Vongole e altri molluschi bivalvi: il segreto per una vita più lunga?

Fotografia di un Ocean Quahog (Arctica islandica)

Leonardo da Vinci? *tira una boccata di sigaretta* Non sento quel nome da molto tempo. (iNaturalist/Bernard Picton (CC BY 4.0))

Un team di ricercatori di Bologna ha scoperto che le vongole e altri molluschi bivalvi potrebbero custodire il segreto per una vita più lunga. Mentre gli esseri umani stanno vivendo più a lungo che mai, ci sono altre specie che superano di gran lunga la nostra longevità. Tartarughe giganti, balene boreali e squali della Groenlandia possono vivere rispettivamente fino a 191, oltre 200 e 400 anni.

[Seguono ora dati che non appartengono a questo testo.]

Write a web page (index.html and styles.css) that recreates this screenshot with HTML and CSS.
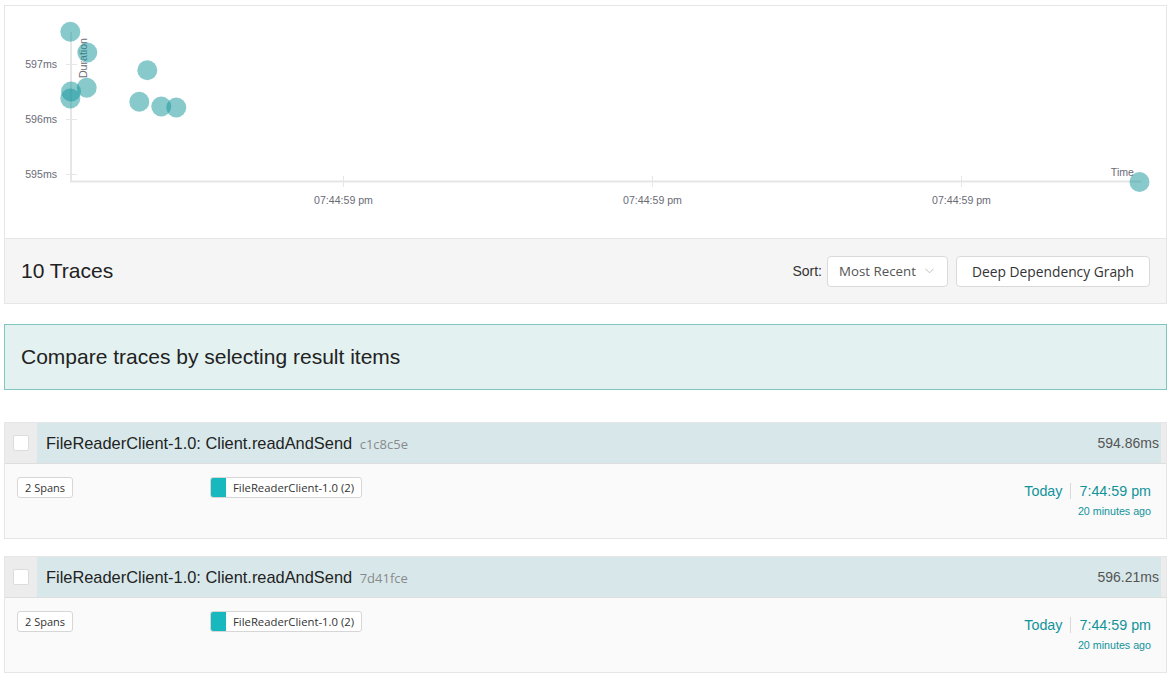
FILE: index.html
```html
<!DOCTYPE html>
<html>
<head>
<meta charset="utf-8">
<link rel="stylesheet" href="styles.css">
</head>
<body>
<div class="page">
  <div class="chart">
    <svg class="chart-svg" width="1161" height="232" viewBox="5 6 1161 232">
      <g class="axis">
        <line x1="71" y1="32" x2="71" y2="182" stroke="#e6e6e6" stroke-width="2"/>
        <line x1="70" y1="181.5" x2="1141" y2="181.5" stroke="#e6e6e6" stroke-width="2"/>
        <line x1="66" y1="64.5" x2="77" y2="64.5" stroke="#e6e6e6" stroke-width="1"/>
        <line x1="66" y1="119.5" x2="77" y2="119.5" stroke="#e6e6e6" stroke-width="1"/>
        <line x1="66" y1="174.5" x2="77" y2="174.5" stroke="#e6e6e6" stroke-width="1"/>
        <line x1="343.5" y1="176" x2="343.5" y2="187" stroke="#e6e6e6" stroke-width="1"/>
        <line x1="652.5" y1="176" x2="652.5" y2="187" stroke="#e6e6e6" stroke-width="1"/>
        <line x1="961.5" y1="176" x2="961.5" y2="187" stroke="#e6e6e6" stroke-width="1"/>
      </g>
      <g class="tick-labels">
        <text x="57" y="68" text-anchor="end">597ms</text>
        <text x="57" y="123" text-anchor="end">596ms</text>
        <text x="57" y="178" text-anchor="end">595ms</text>
        <text x="343.5" y="204" text-anchor="middle">07:44:59 pm</text>
        <text x="652.5" y="204" text-anchor="middle">07:44:59 pm</text>
        <text x="961.5" y="204" text-anchor="middle">07:44:59 pm</text>
        <text x="1134" y="176" text-anchor="end">Time</text>
        <text transform="translate(87,38) rotate(-90)" text-anchor="end">Duration</text>
      </g>
      <g class="dots">
        <circle cx="70.3" cy="31.7" r="10"/>
        <circle cx="87.3" cy="52.5" r="10"/>
        <circle cx="147.3" cy="70.3" r="10"/>
        <circle cx="71" cy="91.5" r="10"/>
        <circle cx="70.3" cy="98.5" r="10"/>
        <circle cx="86.7" cy="87.7" r="10"/>
        <circle cx="139.3" cy="101.7" r="10"/>
        <circle cx="161.3" cy="106.5" r="10"/>
        <circle cx="176.3" cy="107.5" r="10"/>
        <circle cx="1139.5" cy="182" r="10"/>
      </g>
    </svg>
  </div>

  <div class="results-header">
    <div class="results-count">10 Traces</div>
    <div class="results-actions">
      <span class="sort-label">Sort:</span>
      <div class="select">
        <span>Most Recent</span>
        <svg class="chevron" width="9" height="6" viewBox="0 0 9 6"><path d="M0.5 0.8 L4.5 4.8 L8.5 0.8" fill="none" stroke="#bfbfbf" stroke-width="1"/></svg>
      </div>
      <div class="btn">Deep Dependency Graph</div>
    </div>
  </div>

  <div class="alert">Compare traces by selecting result items</div>

  <div class="trace">
    <div class="trace-head">
      <div class="check-col"><span class="checkbox"></span></div>
      <div class="title-bar">
        <div class="title">FileReaderClient-1.0: Client.readAndSend <span class="trace-id">c1c8c5e</span></div>
        <div class="duration">594.86ms</div>
      </div>
    </div>
    <div class="trace-body">
      <div class="col-spans"><span class="tag">2 Spans</span></div>
      <div class="col-services"><span class="svc-tag"><span class="svc-color"></span><span class="svc-name">FileReaderClient-1.0 (2)</span></span></div>
      <div class="col-time">
        <div class="time-line"><span class="today">Today</span><span class="clock">7:44:59 pm</span></div>
        <div class="ago">20 minutes ago</div>
      </div>
    </div>
  </div>

  <div class="trace second">
    <div class="trace-head">
      <div class="check-col"><span class="checkbox"></span></div>
      <div class="title-bar">
        <div class="title">FileReaderClient-1.0: Client.readAndSend <span class="trace-id">7d41fce</span></div>
        <div class="duration">596.21ms</div>
      </div>
    </div>
    <div class="trace-body">
      <div class="col-spans"><span class="tag">2 Spans</span></div>
      <div class="col-services"><span class="svc-tag"><span class="svc-color"></span><span class="svc-name">FileReaderClient-1.0 (2)</span></span></div>
      <div class="col-time">
        <div class="time-line"><span class="today">Today</span><span class="clock">7:44:59 pm</span></div>
        <div class="ago">20 minutes ago</div>
      </div>
    </div>
  </div>
</div>
</body>
</html>
```

FILE: styles.css
```css
* { box-sizing: border-box; }

body {
  margin: 0;
  background: #ffffff;
  font-family: "Liberation Sans", Arial, sans-serif;
  color: #222;
}

.page {
  width: 1163px;
  margin: 5px 0 0 4px;
}

.chart {
  border: 1px solid #e6e6e6;
  height: 234px;
  background: #fff;
}

.chart-svg { display: block; }

.tick-labels text {
  font-family: "Liberation Sans", Arial, sans-serif;
  font-size: 10.6px;
  fill: #6b6b76;
}

.dots circle {
  fill: #12939a;
  fill-opacity: 0.5;
}

.results-header {
  display: flex;
  align-items: center;
  justify-content: space-between;
  height: 65px;
  padding: 0 16px;
  background: #f5f5f5;
  border: 1px solid #e6e6e6;
  border-top: none;
}

.results-count {
  font-size: 21px;
  color: #222;
}

.results-actions {
  display: flex;
  align-items: center;
}

.sort-label {
  font-size: 14px;
  color: #333;
  margin-right: 5px;
}

.select {
  display: flex;
  align-items: center;
  justify-content: space-between;
  width: 121px;
  height: 31px;
  padding: 0 13px 0 11px;
  background: #fff;
  border: 1px solid #d9d9d9;
  border-radius: 4px;
  font-family: "Open Sans", "Noto Sans", sans-serif;
  font-size: 13.3px;
  color: #555;
}

.chevron { display: block; }

.btn {
  display: flex;
  align-items: center;
  justify-content: center;
  margin-left: 8px;
  width: 194px;
  height: 31px;
  background: #fff;
  border: 1px solid #d9d9d9;
  border-radius: 4px;
  font-family: "Open Sans", "Noto Sans", sans-serif;
  font-size: 13.8px;
  color: #333;
}

.alert {
  display: flex;
  align-items: center;
  margin-top: 20px;
  height: 66px;
  padding-left: 16px;
  background: #e3f1f0;
  border: 1px solid #7fc6bf;
  font-size: 21px;
  color: #222;
}

.trace {
  margin-top: 32px;
  border: 1px solid #e6e6e6;
}

.trace.second { margin-top: 17px; }

.trace-head {
  display: flex;
  height: 41px;
  background: #ececec;
  padding-right: 5px;
  border-bottom: 1px solid #dedede;
}

.check-col {
  width: 32px;
  display: flex;
  align-items: center;
  padding-left: 8px;
}

.checkbox {
  display: block;
  width: 16px;
  height: 16px;
  background: #fff;
  border: 1px solid #dcdcdc;
  border-radius: 2px;
}

.title-bar {
  flex: 1;
  display: flex;
  align-items: center;
  justify-content: space-between;
  background: #d8e8ea;
  padding: 0 2px 0 9px;
}

.title {
  font-size: 16.4px;
  color: #222;
}

.trace-id {
  margin-left: 3px;
  font-family: "Open Sans", "Noto Sans", sans-serif;
  font-size: 13px;
  color: #8a8a8a;
}

.duration {
  font-size: 14px;
  color: #555;
}

.trace-body {
  display: flex;
  height: 74px;
  padding: 13px 15px 0 12px;
  background: #fafafa;
}

.col-spans { width: 193px; }

.col-services { flex: 1; }

.tag {
  display: inline-block;
  height: 21px;
  line-height: 19px;
  padding: 0 7px;
  background: #fff;
  border: 1px solid #d6d6d6;
  border-radius: 3px;
  font-family: "Open Sans", "Noto Sans", sans-serif;
  font-size: 11px;
  color: #333;
}

.svc-tag {
  display: inline-flex;
  height: 21px;
  background: #fff;
  border: 1px solid #d6d6d6;
  border-radius: 3px;
  overflow: hidden;
}

.svc-color {
  width: 15px;
  background: #17b8be;
}

.svc-name {
  padding: 0 7px 0 7px;
  line-height: 19px;
  font-family: "Open Sans", "Noto Sans", sans-serif;
  font-size: 11.3px;
  color: #333;
}

.col-time {
  display: flex;
  flex-direction: column;
  align-items: flex-end;
  padding-top: 6px;
}

.time-line {
  display: flex;
  align-items: center;
  font-size: 14.3px;
  color: #11939a;
  line-height: 16px;
}

.today {
  padding-right: 8px;
  border-right: 1px solid #d9d9d9;
}

.clock { padding-left: 8px; }

.ago {
  margin-top: 6px;
  font-size: 10.7px;
  color: #11939a;
}
```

I ricercatori hanno deciso di studiare le vongole e i loro cugini per capire cosa potrebbe essere responsabile delle loro eccezionali vite lunghe. Hanno esaminato i genomi di quattro specie di bivalvi, tra cui Arctica islandica, che è stata registrata come l’animale non coloniale più longevo con i suoi 507 anni. Hanno anche esaminato altre 29 specie con durate di vita normali.

Confrontando i dati genomici, il team ha individuato i geni che differenziano i bivalvi longevi da quelli a vita breve. Hanno scoperto che molti di questi geni erano già stati associati alla longevità in altre specie. Hanno anche identificato alcune proteine che potrebbero avere un ruolo nella regolazione della longevità.

Nonostante queste scoperte, i ricercatori avvertono che la longevità è un processo complesso e difficile da analizzare. Richiede una manipolazione approfondita dei dati e diversi approcci complementari. Tuttavia, queste nuove informazioni potrebbero essere un grande passo verso una migliore comprensione dell’invecchiamento e di come manipolarlo a nostro vantaggio.

I ricercatori sono entusiasti di continuare a lavorare su queste scoperte e sperano che la disponibilità di dati omici permetta di esplorare altre specie in futuro. Ritengono che la ricerca sull’invecchiamento possa trarre grandi benefici dall’osservazione del mondo naturale che ci circonda. L’articolo è stato pubblicato sulla rivista Genome Biology and Evolution.